Mr RUDDOCK (Berowra) (18:08): On behalf of the Parliamentary Joint Committee on Human Rights I present the committee's report entitled Thirty-third report of the 44th Parliament: Human rights scrutiny report.

In accordance with standing order 39(e) the report was made a parliamentary paper.

Mr RUDDOCK: by leave—I rise to speak to the tabling of the Parliamentary Joint Committee on Human Rights' Thirty-third report of the 44th Parliament.

The committee's report examines the compatibility of bills and legislative instruments with Australia's human rights obligations. This report considers bills introduced into the parliament between 30 November and 3 December 2015 and legislative instruments received from 13 November to 10 December 2015. The report also includes the committee's consideration of three responses to matters raised in previous reports.

Twenty-four new bills are assessed as not raising human rights concerns. The committee will seek a response from the legislation proponents in relation to three bills, as well as further response on a number of legislative instruments. The committee has also concluded its examination of two bills.
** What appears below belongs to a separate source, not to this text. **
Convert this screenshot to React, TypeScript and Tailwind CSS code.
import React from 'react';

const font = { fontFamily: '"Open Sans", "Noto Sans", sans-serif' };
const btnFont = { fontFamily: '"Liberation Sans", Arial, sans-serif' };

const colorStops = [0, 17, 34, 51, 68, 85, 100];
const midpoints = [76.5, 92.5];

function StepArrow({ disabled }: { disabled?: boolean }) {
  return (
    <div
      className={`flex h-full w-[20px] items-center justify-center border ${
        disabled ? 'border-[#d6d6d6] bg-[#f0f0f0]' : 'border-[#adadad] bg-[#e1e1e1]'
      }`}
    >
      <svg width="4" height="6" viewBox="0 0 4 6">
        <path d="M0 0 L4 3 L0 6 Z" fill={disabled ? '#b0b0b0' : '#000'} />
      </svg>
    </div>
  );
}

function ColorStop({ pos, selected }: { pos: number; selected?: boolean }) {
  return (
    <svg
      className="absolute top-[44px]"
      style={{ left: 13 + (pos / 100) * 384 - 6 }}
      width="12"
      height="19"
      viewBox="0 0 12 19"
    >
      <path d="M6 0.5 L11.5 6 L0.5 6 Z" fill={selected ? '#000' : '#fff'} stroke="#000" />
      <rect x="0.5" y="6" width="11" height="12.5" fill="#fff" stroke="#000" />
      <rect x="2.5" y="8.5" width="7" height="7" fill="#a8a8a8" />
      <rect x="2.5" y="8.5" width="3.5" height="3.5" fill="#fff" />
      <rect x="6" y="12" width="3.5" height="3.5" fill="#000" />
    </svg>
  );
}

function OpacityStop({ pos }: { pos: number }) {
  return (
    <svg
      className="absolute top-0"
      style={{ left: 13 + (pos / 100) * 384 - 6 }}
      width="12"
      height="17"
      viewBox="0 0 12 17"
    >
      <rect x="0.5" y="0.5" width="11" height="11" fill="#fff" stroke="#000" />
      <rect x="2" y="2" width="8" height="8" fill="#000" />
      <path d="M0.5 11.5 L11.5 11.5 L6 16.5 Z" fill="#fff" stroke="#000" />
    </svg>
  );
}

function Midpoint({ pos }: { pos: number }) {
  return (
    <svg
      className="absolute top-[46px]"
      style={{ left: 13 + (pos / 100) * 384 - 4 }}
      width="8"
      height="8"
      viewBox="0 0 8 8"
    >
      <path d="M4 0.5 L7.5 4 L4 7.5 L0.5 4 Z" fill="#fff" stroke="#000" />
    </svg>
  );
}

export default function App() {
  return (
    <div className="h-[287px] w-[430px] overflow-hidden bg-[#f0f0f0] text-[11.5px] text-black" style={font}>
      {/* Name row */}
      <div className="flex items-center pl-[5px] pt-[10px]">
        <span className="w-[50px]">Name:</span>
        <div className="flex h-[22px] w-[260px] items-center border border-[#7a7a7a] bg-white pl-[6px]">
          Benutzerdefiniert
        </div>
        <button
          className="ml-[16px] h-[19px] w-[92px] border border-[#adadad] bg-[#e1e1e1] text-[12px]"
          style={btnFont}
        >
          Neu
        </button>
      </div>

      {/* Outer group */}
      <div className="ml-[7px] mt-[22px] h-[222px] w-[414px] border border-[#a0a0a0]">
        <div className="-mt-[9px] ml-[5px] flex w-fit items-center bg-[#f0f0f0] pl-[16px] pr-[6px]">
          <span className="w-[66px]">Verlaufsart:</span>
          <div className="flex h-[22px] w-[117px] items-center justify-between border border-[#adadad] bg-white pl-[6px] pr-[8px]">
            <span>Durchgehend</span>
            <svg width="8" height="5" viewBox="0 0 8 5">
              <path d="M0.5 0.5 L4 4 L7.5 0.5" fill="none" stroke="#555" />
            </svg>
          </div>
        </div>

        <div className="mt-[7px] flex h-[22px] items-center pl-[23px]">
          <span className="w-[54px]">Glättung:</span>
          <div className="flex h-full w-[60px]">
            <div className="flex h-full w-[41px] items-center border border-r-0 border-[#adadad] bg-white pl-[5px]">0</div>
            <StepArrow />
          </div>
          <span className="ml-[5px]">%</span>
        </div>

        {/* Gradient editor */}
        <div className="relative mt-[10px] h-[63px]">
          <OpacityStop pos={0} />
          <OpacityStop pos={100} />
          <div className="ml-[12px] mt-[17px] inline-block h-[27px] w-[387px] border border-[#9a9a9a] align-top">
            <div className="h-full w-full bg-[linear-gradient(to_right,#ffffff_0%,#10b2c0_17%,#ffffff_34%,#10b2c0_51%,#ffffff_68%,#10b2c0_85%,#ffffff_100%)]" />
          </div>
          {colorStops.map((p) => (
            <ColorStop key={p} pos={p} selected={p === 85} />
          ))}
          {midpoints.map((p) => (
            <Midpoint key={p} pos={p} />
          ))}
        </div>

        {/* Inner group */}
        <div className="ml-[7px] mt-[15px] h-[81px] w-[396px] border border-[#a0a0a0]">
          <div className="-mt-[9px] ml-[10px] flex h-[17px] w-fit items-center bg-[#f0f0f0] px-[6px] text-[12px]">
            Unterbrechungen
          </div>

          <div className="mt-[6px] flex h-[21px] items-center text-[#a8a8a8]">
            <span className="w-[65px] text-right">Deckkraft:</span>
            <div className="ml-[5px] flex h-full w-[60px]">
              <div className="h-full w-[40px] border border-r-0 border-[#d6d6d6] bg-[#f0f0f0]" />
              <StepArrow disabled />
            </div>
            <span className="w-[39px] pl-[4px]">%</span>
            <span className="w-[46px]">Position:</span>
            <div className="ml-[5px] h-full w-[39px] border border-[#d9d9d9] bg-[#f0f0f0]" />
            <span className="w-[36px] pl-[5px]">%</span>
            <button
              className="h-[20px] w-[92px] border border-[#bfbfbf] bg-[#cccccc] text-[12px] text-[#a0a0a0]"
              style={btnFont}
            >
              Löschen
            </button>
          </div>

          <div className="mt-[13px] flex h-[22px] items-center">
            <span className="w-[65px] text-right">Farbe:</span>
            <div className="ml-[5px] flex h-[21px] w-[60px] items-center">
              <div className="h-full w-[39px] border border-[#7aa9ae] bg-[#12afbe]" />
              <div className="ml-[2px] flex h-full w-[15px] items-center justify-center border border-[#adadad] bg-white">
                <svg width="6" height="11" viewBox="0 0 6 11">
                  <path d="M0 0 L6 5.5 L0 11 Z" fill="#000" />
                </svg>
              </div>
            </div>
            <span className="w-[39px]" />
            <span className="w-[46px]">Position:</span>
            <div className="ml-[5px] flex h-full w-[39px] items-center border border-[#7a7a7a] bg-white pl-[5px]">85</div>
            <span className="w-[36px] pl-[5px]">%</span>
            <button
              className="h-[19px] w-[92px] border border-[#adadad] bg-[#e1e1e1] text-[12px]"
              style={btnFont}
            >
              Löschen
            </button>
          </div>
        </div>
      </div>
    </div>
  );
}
The report includes the committee's continued consideration of a number of instruments made under the Autonomous Sanctions Act 2011 and the Charter of the United Nations Act 1945. The committee, in considering 30 instruments made under these acts, has focused its analysis on measures that freeze the assets of designated persons or prevent declared persons from travelling to or entering or remaining in Australia. These instruments expand on the operation of the sanctions regime and so, to assess whether the instruments are compatible with human rights, it is necessary to assess whether certain aspects of the sanctions regime are compatible with human rights.

The committee recognises the importance of acting in concert with the international community to prevent egregious human rights abuses, and agrees that laws designed to prevent such abuses pursue a legitimate objective under international human rights law. In other words, when you are dealing with terrorist issues and people may be associated with those matters there is a legitimate interest. The committee acknowledges the information provided by the Minister for Foreign Affairs and her advice that in her opinion the sanctions regime only imposes limitations on human rights that are proportionate. However, notwithstanding this advice, the committee considers that further specific information is required to conclude that the process of the designation of persons under the sanctions regimes is proportionate to the stated objective.
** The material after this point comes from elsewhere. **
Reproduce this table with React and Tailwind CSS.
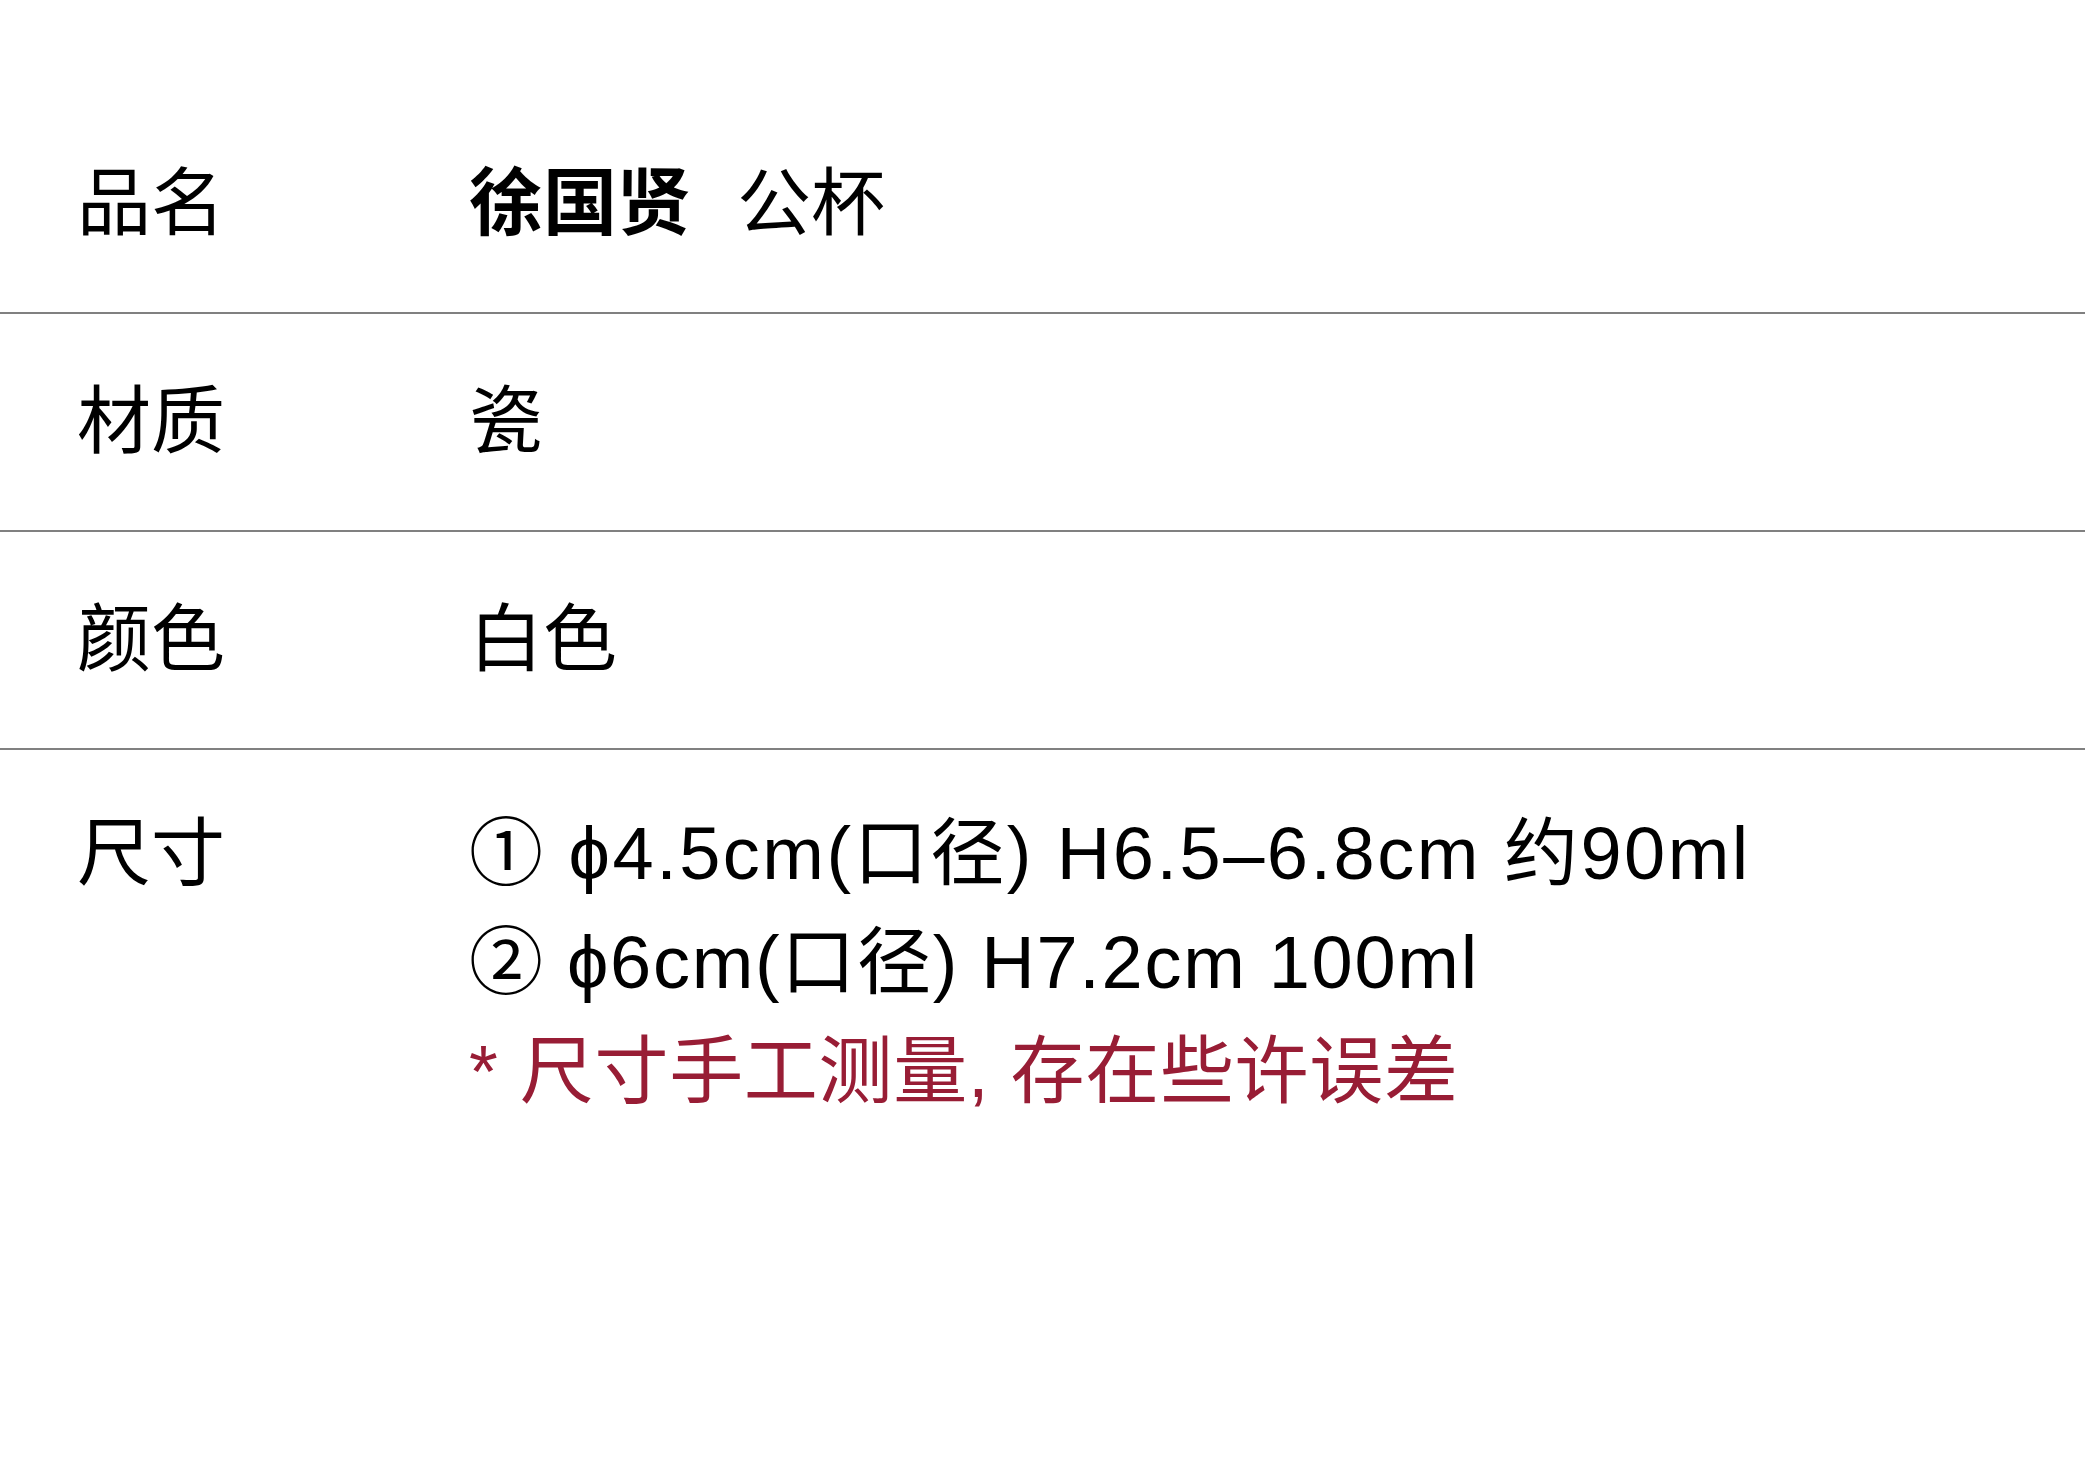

While the committee is unaware of anyone in Australia that has been affected by these measures, I note that the committee's mandate is to examine acts and legislative instruments for compatibility with human rights and whether legislation could be applied in a way that limits rights. It is on this basis that the committee has applied its usual analytical framework to engage in constructive dialogue with the minister in relation to this matter.

This report also includes the committee's consideration of the Social Services Legislation Amendment (Miscellaneous Measures) Bill 2015. Schedule 3 of the bill seeks to amend the Social Security Act to provide that in assessing a full-time study load for youth allowance or Austudy, two or more courses of education cannot be aggregated to satisfy the undertaking full-time study requirement.

The committee considers that this amendment engages the right to social security and education, a proposition accepted by the bill's statement of compatibility. However, the committee does not believe that the statement of compatibility sufficiently justifies the limitation for the purposes of international human rights law, and, as such, we have sought additional advice from the Minister for Social Services on this point.

Lastly, the committee concluded its consideration of the Federal Courts Legislation Amendment (Fees) Regulation 2015 in this report. Schedule 1 of the regulation increased the costs in all fee categories by 10 per cent for all proceedings in federal courts. This includes the costs of commencing an application or appeal and the costs for hearing an application or an appeal. The committee noted in its previous report that this engages or may limit the right to a fair hearing because it may prevent access to justice for some individuals.

Of course, the imposition of reasonable fees in relation to court proceedings does not, of itself, constitute denial of access to justice so as to limit the right to a fair hearing. Nevertheless, the committee sought advice of the Attorney-General as to whether there is any ability for an applicant to seek to have the court fees waived if the fees could effectively prevent them from accessing federal courts.

The committee welcomes the advice provided by the Attorney-General on the availability of fee exemptions, waivers and deferrals available for individuals suffering financial hardship. In the light of this information, the committee considered that the regulation does not indiscriminately prevent access to justice, and is likely to be compatible with the right to a fair hearing.

As always, I encourage my fellow members—those who have been kind enough to wait—to examine the committee's report to better inform their understanding of the committee's deliberations.

With these comments, I commend the committee's Thirty-third report of the 44th Parliament to the House.